When I was a first year student at the Physics course of the University of São Paulo, I struggled with Calculus, as most of my colleagues. I remember the sense of incapacity, when I wrote tests, getting negligible grades, because of some error in integrating weird combinations of functions, which would never see the light in a true application (after many years I learned that those tests were tainted, wrong, and not my knowledge, but at that time I didn't know that). The interesting was, that I observed my older colleagues, who where on the fourth or fifth year, had no problem with calculus.
Then, an interesting idea came to my mind: learning has more to do with the time you spend in the university, than with the actual lecture you attend. Of course, one cannot bring this to the extreme to say that a student that spends all the time of his study in the university's cafeteria will learn as much as the student who attends all the lectures.
I believe that attending the lectures is vital for learning, but not because of what the professor teaches, it is because of the how he teaches. Education has this "magical" property, you spend some time hearing a professor talking about some subject, and you learn, indeed. Sometimes the professor teaches by hypnotism. I remember the lectures on thermodynamics I had with Prof. Ferdinando Luiz Cavallante, during my Master in Engineering study. I swear to you, when I needed some key concepts on thermodynamics (reference states, Raoult and Henry laws, activity, thermodynamic potential) I saw in my mind Prof, Cavallante talking! But these are not the general cases, most professors (myself including) are simply boring. So, how do this work?
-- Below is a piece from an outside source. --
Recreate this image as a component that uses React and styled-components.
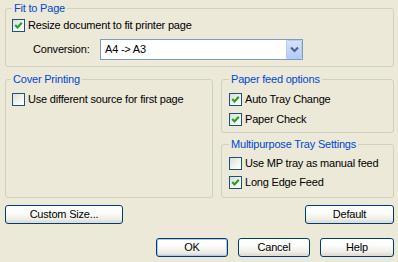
import React from "react";
import styled, { createGlobalStyle } from "styled-components";

const Global = createGlobalStyle`
  html, body { margin: 0; padding: 0; background: #ECE9D8; }
  body { font-family: "Liberation Sans", Arial, sans-serif; font-size: 11px; color: #000; }
  * { box-sizing: border-box; }
`;

const Dialog = styled.div`
  width: 398px;
  height: 262px;
  padding: 2px 4px 0 5px;
  display: flex;
  flex-direction: column;
  background: #ECE9D8;
  letter-spacing: -0.2px;
  line-height: 13px;
`;

const Group = styled.fieldset`
  margin: 0;
  padding: 0;
  min-width: 0;
  border: 1px solid #D0D0BF;
  border-radius: 3px;
`;

const Legend = styled.legend`
  margin-left: ${(p) => p.$offset ?? 6}px;
  padding: 0 2px;
  color: #0046D5;
  font-size: 11px;
  line-height: 13px;
`;

const GroupBody = styled.div`
  display: flex;
  flex-direction: column;
  gap: ${(p) => p.$gap ?? 7}px;
  padding: ${(p) => p.$pad};
`;

const CheckRow = styled.label`
  display: flex;
  align-items: center;
  gap: 3px;
  height: 13px;
  white-space: nowrap;
`;

const Box = styled.span`
  width: 13px;
  height: 13px;
  flex: none;
  border: 1px solid #1C5180;
  background: linear-gradient(135deg, #DCDCD7 0%, #F3F3EF 55%, #FFFFFF 100%);
  display: flex;
  align-items: center;
  justify-content: center;
`;

const Check = ({ checked, label }) => (
  <CheckRow>
    <Box>
      {checked && (
        <svg width="11" height="11" viewBox="0 0 11 11">
          <polyline points="2.2,5 4.5,7.4 8.8,2.8" fill="none" stroke="#21A121" strokeWidth="2.1" />
        </svg>
      )}
    </Box>
    <span>{label}</span>
  </CheckRow>
);

const FieldRow = styled.div`
  display: flex;
  align-items: center;
  padding-left: 21px;
`;

const FieldLabel = styled.span`
  width: 67px;
  flex: none;
`;

const SelectBox = styled.div`
  width: 203px;
  height: 21px;
  border: 1px solid #7F9DB9;
  background: #fff;
  display: flex;
  align-items: center;
  justify-content: space-between;
  padding: 0 0 0 4px;
`;

const DropButton = styled.span`
  width: 16px;
  height: 19px;
  border: 1px solid #B7CBF6;
  border-radius: 1px;
  background: linear-gradient(180deg, #D6E3FE 0%, #C3D5FD 50%, #B4CAF9 100%);
  display: flex;
  align-items: center;
  justify-content: center;
`;

const Columns = styled.div`
  display: grid;
  grid-template-columns: 208px 1fr;
  column-gap: 8px;
  margin-top: 6px;
`;

const RightColumn = styled.div`
  display: flex;
  flex-direction: column;
  gap: 5px;
`;

const ButtonRow = styled.div`
  display: flex;
  justify-content: ${(p) => p.$justify};
  gap: 10px;
  margin-top: ${(p) => p.$top}px;
`;

const Button = styled.button`
  width: ${(p) => p.$w}px;
  height: 19px;
  padding: 0;
  font: inherit;
  letter-spacing: inherit;
  line-height: 13px;
  color: #000;
  border: 1px solid #003C74;
  border-radius: 3px;
  background: linear-gradient(180deg, #FFFFFF 0%, #FBFBF9 40%, #EEEDE7 78%, #D9D4C9 100%);
  box-shadow: ${(p) => (p.$default ? "inset 0 0 0 1px #AFC6F3" : "inset 0 -1px 0 #E2DED3")};
`;

export default function App() {
  return (
    <>
      <Global />
      <Dialog>
        <Group>
          <Legend $offset={6}>Fit to Page</Legend>
          <GroupBody $pad="4px 0 6px 6px" $gap={7}>
            <Check checked label="Resize document to fit printer page" />
            <FieldRow>
              <FieldLabel>Conversion:</FieldLabel>
              <SelectBox>
                <span>A4 -&gt; A3</span>
                <DropButton>
                  <svg width="9" height="7" viewBox="0 0 9 7">
                    <polyline points="1,1.5 4.5,5 8,1.5" fill="none" stroke="#4D6185" strokeWidth="2" />
                  </svg>
                </DropButton>
              </SelectBox>
            </FieldRow>
          </GroupBody>
        </Group>

        <Columns>
          <Group>
            <Legend $offset={5}>Cover Printing</Legend>
            <GroupBody $pad="7px 0 0 6px">
              <Check label="Use different source for first page" />
            </GroupBody>
          </Group>
          <RightColumn>
            <Group>
              <Legend $offset={7}>Paper feed options</Legend>
              <GroupBody $pad="7px 0 6px 7px" $gap={7}>
                <Check checked label="Auto Tray Change" />
                <Check checked label="Paper Check" />
              </GroupBody>
            </Group>
            <Group>
              <Legend $offset={7}>Multipurpose Tray Settings</Legend>
              <GroupBody $pad="6px 0 8px 7px" $gap={6}>
                <Check label="Use MP tray as manual feed" />
                <Check checked label="Long Edge Feed" />
              </GroupBody>
            </Group>
          </RightColumn>
        </Columns>

        <ButtonRow $justify="space-between" $top={7}>
          <Button $w={118}>Custom Size...</Button>
          <Button $w={89}>Default</Button>
        </ButtonRow>
        <ButtonRow $justify="flex-end" $top={14}>
          <Button $w={72} $default>OK</Button>
          <Button $w={72}>Cancel</Button>
          <Button $w={74}>Help</Button>
        </ButtonRow>
      </Dialog>
    </>
  );
}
I believe, this "time dependency" of learning is tied to the subject I posted before "on the role of the professor". It is a matter of exercising. Exercising the brain. As with any other activity which requires exercising (football playing, sewing clothes, playing a video game) learning requires practicing, but practicing of what? I believe the key issue are the mental processes going on in the brain of the student. The professor repeats many arguments which the student has to follow, even if he is asleep. In any of them, the student has to follow the logic behind of what the professor teaches. This logic expands the student's mind. One single event, has limited influence, but repeating this process over and over again has a cumulative effect on the student's brain, until education reaches the ultimate goal, to teach the student how to learn by himself. This requires time.